An insignificant or favorable variation might give the lender more confidence in prospective presentations for the future period. It also helps to present cash flow projections using both likely and conservative scenarios. Doing so presents a possible range of financing needs and shows the company has at least considered a conservative range of assumptions. The format of prospective financial information should be consistent with that used for historical financial statements.

The prospective presentation should represent company management’s estimates of the conditions it expects will exist and the actions it will take if the loan is obtained. Lenders will often use management’s projections to set loan covenants and conditions, so be realistic in your prospective information.

Professional assistance in the preparation of the loan package is recommended. A CPA experienced in preparing loan proposals often knows what specific information a particular financial institution – or even a particular loan officer -- will require and will be able to guide you in compiling the necessary information and in preparing the actual proposal document.

Other sources
The Small Business Administration may be a source of funds. More accurately, the SBA doesn’t provide financing. Rather, it guarantees loans for the bank. A bank will provide the funds, and the government will back you – usually at 75 percent. These are used if traditional bank credit cannot be obtained.

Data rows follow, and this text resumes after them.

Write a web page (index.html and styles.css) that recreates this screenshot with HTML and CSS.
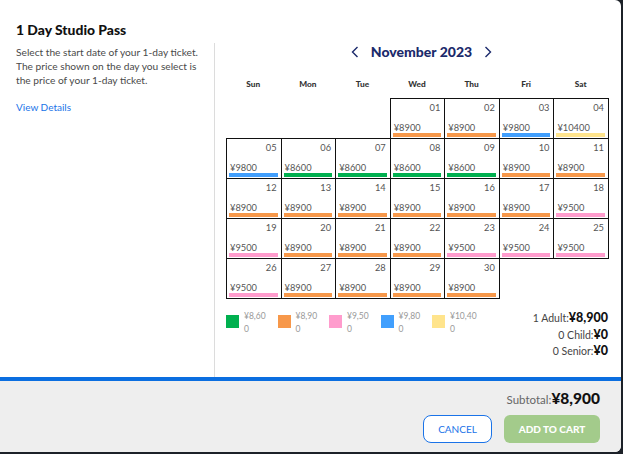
FILE: index.html
```html
<!DOCTYPE html>
<html lang="en">
<head>
<meta charset="utf-8">
<title>1 Day Studio Pass</title>
<link rel="stylesheet" href="styles.css">
</head>
<body>
<div class="modal">
  <div class="main">
    <h1 class="title">1 Day Studio Pass</h1>
    <div class="body">
      <aside class="info">
        <p class="desc">Select the start date of your 1-day ticket. The price shown on the day you select is the price of your 1-day ticket.</p>
        <a class="details" href="#">View Details</a>
      </aside>
      <section class="cal">
        <div class="month">
          <svg class="chev" width="8" height="12" viewBox="0 0 8 12"><polyline points="6.5,1 1.5,6 6.5,11" fill="none" stroke="#1b2a6b" stroke-width="1.4"/></svg>
          <span class="month-label">November 2023</span>
          <svg class="chev" width="8" height="12" viewBox="0 0 8 12"><polyline points="1.5,1 6.5,6 1.5,11" fill="none" stroke="#1b2a6b" stroke-width="1.4"/></svg>
        </div>
        <div class="dow">
          <span>Sun</span><span>Mon</span><span>Tue</span><span>Wed</span><span>Thu</span><span>Fri</span><span>Sat</span>
        </div>
        <div class="days">
          <div class="empty"></div><div class="empty"></div><div class="empty"></div>
          <div class="day"><span class="num">01</span><span class="price">¥8900</span><span class="bar t89"></span></div>
          <div class="day"><span class="num">02</span><span class="price">¥8900</span><span class="bar t89"></span></div>
          <div class="day"><span class="num">03</span><span class="price">¥9800</span><span class="bar t98"></span></div>
          <div class="day"><span class="num">04</span><span class="price">¥10400</span><span class="bar t104"></span></div>

          <div class="day"><span class="num">05</span><span class="price">¥9800</span><span class="bar t98"></span></div>
          <div class="day"><span class="num">06</span><span class="price">¥8600</span><span class="bar t86"></span></div>
          <div class="day"><span class="num">07</span><span class="price">¥8600</span><span class="bar t86"></span></div>
          <div class="day"><span class="num">08</span><span class="price">¥8600</span><span class="bar t86"></span></div>
          <div class="day"><span class="num">09</span><span class="price">¥8600</span><span class="bar t86"></span></div>
          <div class="day"><span class="num">10</span><span class="price">¥8900</span><span class="bar t89"></span></div>
          <div class="day"><span class="num">11</span><span class="price">¥8900</span><span class="bar t89"></span></div>

          <div class="day"><span class="num">12</span><span class="price">¥8900</span><span class="bar t89"></span></div>
          <div class="day"><span class="num">13</span><span class="price">¥8900</span><span class="bar t89"></span></div>
          <div class="day"><span class="num">14</span><span class="price">¥8900</span><span class="bar t89"></span></div>
          <div class="day"><span class="num">15</span><span class="price">¥8900</span><span class="bar t89"></span></div>
          <div class="day"><span class="num">16</span><span class="price">¥8900</span><span class="bar t89"></span></div>
          <div class="day"><span class="num">17</span><span class="price">¥8900</span><span class="bar t89"></span></div>
          <div class="day"><span class="num">18</span><span class="price">¥9500</span><span class="bar t95"></span></div>

          <div class="day"><span class="num">19</span><span class="price">¥9500</span><span class="bar t95"></span></div>
          <div class="day"><span class="num">20</span><span class="price">¥8900</span><span class="bar t89"></span></div>
          <div class="day"><span class="num">21</span><span class="price">¥8900</span><span class="bar t89"></span></div>
          <div class="day"><span class="num">22</span><span class="price">¥8900</span><span class="bar t89"></span></div>
          <div class="day"><span class="num">23</span><span class="price">¥9500</span><span class="bar t95"></span></div>
          <div class="day"><span class="num">24</span><span class="price">¥9500</span><span class="bar t95"></span></div>
          <div class="day"><span class="num">25</span><span class="price">¥9500</span><span class="bar t95"></span></div>

          <div class="day"><span class="num">26</span><span class="price">¥9500</span><span class="bar t95"></span></div>
          <div class="day"><span class="num">27</span><span class="price">¥8900</span><span class="bar t89"></span></div>
          <div class="day"><span class="num">28</span><span class="price">¥8900</span><span class="bar t89"></span></div>
          <div class="day"><span class="num">29</span><span class="price">¥8900</span><span class="bar t89"></span></div>
          <div class="day"><span class="num">30</span><span class="price">¥8900</span><span class="bar t89"></span></div>
        </div>
        <div class="bottom">
          <ul class="legend">
            <li><span class="sw t86"></span><span class="lt">¥8,600</span></li>
            <li><span class="sw t89"></span><span class="lt">¥8,900</span></li>
            <li><span class="sw t95"></span><span class="lt">¥9,500</span></li>
            <li><span class="sw t98"></span><span class="lt">¥9,800</span></li>
            <li class="wide"><span class="sw t104"></span><span class="lt">¥10,400</span></li>
          </ul>
          <div class="summary">
            <div>1 Adult:<b>¥8,900</b></div>
            <div>0 Child:<b>¥0</b></div>
            <div>0 Senior:<b>¥0</b></div>
          </div>
        </div>
      </section>
    </div>
  </div>
  <footer class="footer">
    <div class="subtotal">Subtotal:<b>¥8,900</b></div>
    <div class="actions">
      <button class="btn cancel" type="button">CANCEL</button>
      <button class="btn add" type="button">ADD TO CART</button>
    </div>
  </footer>
</div>
</body>
</html>
```

FILE: styles.css
```css
html, body {
  margin: 0;
  padding: 0;
}
body {
  background: #1c2128;
  font-family: Lato, "Noto Sans", sans-serif;
  width: 623px;
  height: 454px;
  overflow: hidden;
}
.modal {
  width: 621px;
  height: 452px;
  background: #fff;
  border-radius: 0 6px 6px 0;
  overflow: hidden;
  display: flex;
  flex-direction: column;
}
.main {
  flex: 1;
  display: flex;
  flex-direction: column;
  min-height: 0;
}
.title {
  margin: 0 0 5px;
  padding: 21px 16px 0;
  font-size: 13.9px;
  line-height: 17px;
  font-weight: 900;
  color: #111;
}
.body {
  flex: 1;
  display: flex;
}
.info {
  width: 215px;
  box-sizing: border-box;
  padding: 3px 14px 0 16px;
  border-right: 1px solid #dcdcdc;
  flex: none;
}
.desc {
  margin: 0;
  font-size: 10.2px;
  line-height: 13.8px;
  color: #4a4a4a;
}
.details {
  display: block;
  margin-top: 14px;
  font-size: 10px;
  line-height: 13.8px;
  color: #1a73e8;
  text-decoration: none;
}
.cal {
  flex: 1;
  padding-left: 11px;
}
.month {
  width: 382px;
  box-sizing: border-box;
  padding-left: 9px;
  height: 18px;
  display: flex;
  justify-content: center;
  align-items: center;
  gap: 12px;
}
.month-label {
  color: #1b2a6b;
  font-weight: 900;
  font-size: 14px;
  line-height: 18px;
}
.chev {
  display: block;
}
.dow {
  width: 382px;
  display: grid;
  grid-template-columns: repeat(7, 1fr);
  margin-top: 15px;
  font-size: 8.3px;
  font-weight: 900;
  line-height: 16px;
  text-align: center;
  color: #333;
}
.days {
  width: 382px;
  display: grid;
  grid-template-columns: repeat(7, 1fr);
  grid-auto-rows: 40px;
  margin-top: 6px;
}
.day {
  border: 1px solid #111;
  margin: 0 -1px -1px 0;
  display: flex;
  flex-direction: column;
  padding: 3px 3px 1px 2px;
}
.num {
  text-align: right;
  font-size: 9.3px;
  line-height: 11px;
  color: #555;
  padding-right: 1px;
}
.price {
  margin-top: auto;
  font-size: 9.3px;
  line-height: 10px;
  color: #555;
  padding-left: 1px;
}
.bar {
  height: 4px;
  flex: none;
}
.t86 { background: #00b04f; }
.t89 { background: #f7984a; }
.t95 { background: #ff9ccd; }
.t98 { background: #419ffd; }
.t104 { background: #ffe48c; }
.bottom {
  width: 382px;
  display: flex;
  justify-content: space-between;
  margin-top: 12px;
}
.legend {
  display: flex;
  list-style: none;
  margin: 0;
  padding: 0;
}
.legend li {
  display: flex;
  align-items: flex-start;
  width: 51.5px;
}
.sw {
  width: 13px;
  height: 13px;
  margin-top: 5px;
  flex: none;
}
.lt {
  margin-left: 5px;
  width: 23px;
  font-size: 8.5px;
  line-height: 12.6px;
  color: #999;
  word-break: break-all;
}
.legend .wide .lt {
  width: 28px;
}
.summary {
  text-align: right;
  font-size: 10.5px;
  line-height: 16.7px;
  color: #444;
}
.summary b {
  font-size: 12.5px;
  color: #111;
  font-weight: 900;
}
.footer {
  flex: none;
  height: 71px;
  box-sizing: content-box;
  border-top: 4px solid #0b6ee0;
  background: #eeeeee;
  padding: 0 21px 0 0;
  display: flex;
  flex-direction: column;
  align-items: flex-end;
}
.subtotal {
  margin-top: 7px;
  font-size: 11.5px;
  line-height: 20px;
  color: #666;
}
.subtotal b {
  font-size: 15.5px;
  color: #111;
  font-weight: 900;
}
.actions {
  display: flex;
  gap: 12px;
  margin-top: 5px;
}
.btn {
  height: 28px;
  box-sizing: border-box;
  font-family: Lato, "Noto Sans", sans-serif;
  font-size: 10px;
  padding: 0;
  cursor: pointer;
}
.cancel {
  width: 69px;
  background: #fff;
  border: 1px solid #1a73e8;
  border-radius: 8px;
  color: #1a73e8;
}
.add {
  width: 96px;
  background: #a3cb8b;
  border: none;
  border-radius: 6px;
  color: #fff;
  font-weight: 900;
}
```
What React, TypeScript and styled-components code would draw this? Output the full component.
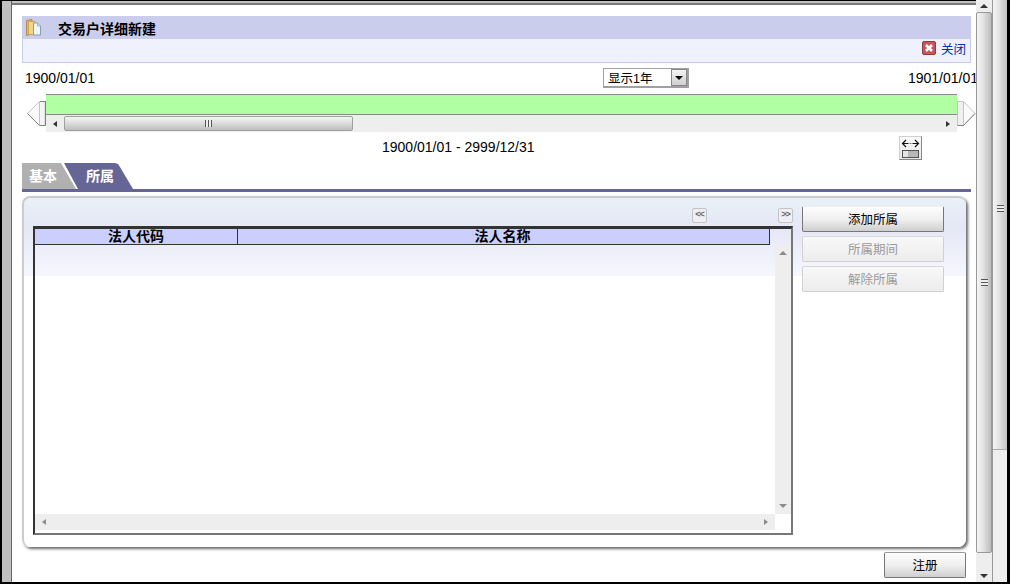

Finally, going public or using a private placement is a succession plan and funding source all in one. Refer to Chapter 8 on the merits of each type of funding.

Each of the above ways is only a sampling of options you can evaluate while deciding how to fund your succession plan. Remember, there are many options, but they must meet your needs. Expand your traditional advisor circle and make sure you use specialists when completing a succession plan. Not all advisors are aware of each funding source.